A spokesperson for the Department of Natural Resources, Mines and Energy said that there were 893 water entitlements in the Mary River catchment, excluding the supplemented water allocations in the Mary Valley and Lower Mary River water supply schemes.

But he could not specify how much water was assigned for irrigation as some farms were allocated water on volume and others, historically, on hectares.

The MRCCC has urged the department to actively encourage the reformation of about 20 voluntary water advisory groups to better discuss water access and how to improve on farm efficiencies.

“In the 1970s, 1980s, 1990s we had strong water advisory groups, where all the irrigators from a sub-catchment would come together,” Mr Wedlock said.

“They would argue amongst themselves, but they would collectively decide upon how much water each of them could use

“If you’ve got groups of people together, you can bring [education] programs to them.

“Those groups had support back then to modernise and become more efficient.”

‘This is our lifeblood’

Organic avocado and small crops grower John Tidy chairs the Amamoor Creek water advisory group, one of just a handful of groups left in the catchment.
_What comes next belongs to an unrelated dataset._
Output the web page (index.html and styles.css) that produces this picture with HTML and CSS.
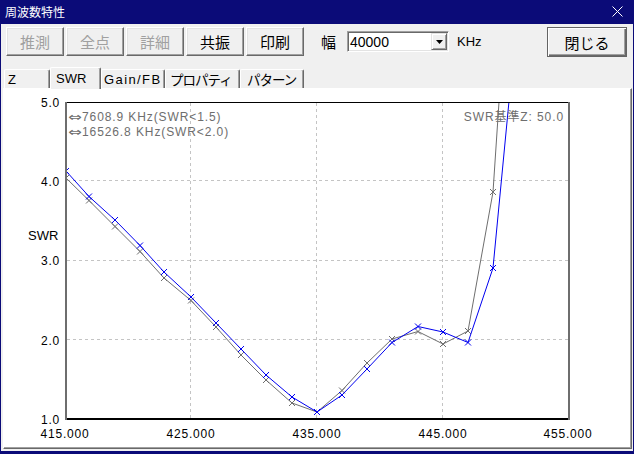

“What I would like to do is get the whole community together,” he said.

“Even if we do get rain in another month, this is going to happen again and this is our lifeblood, it’s like an artery to your heart.

Tidy agreed that education was critical and cited one farmer in the group who reduced water usage by 30 per cent by installing soil moisture meters.

“As farmers, we can never learn too much, we need to help each other and to see how we can reduce their water use by mulching, by watering at night when there’s not so much evaporation,” he said.

“I’m very worried. Last December we were in a bad way but I never thought that it would get worse than that and it is worse this year.”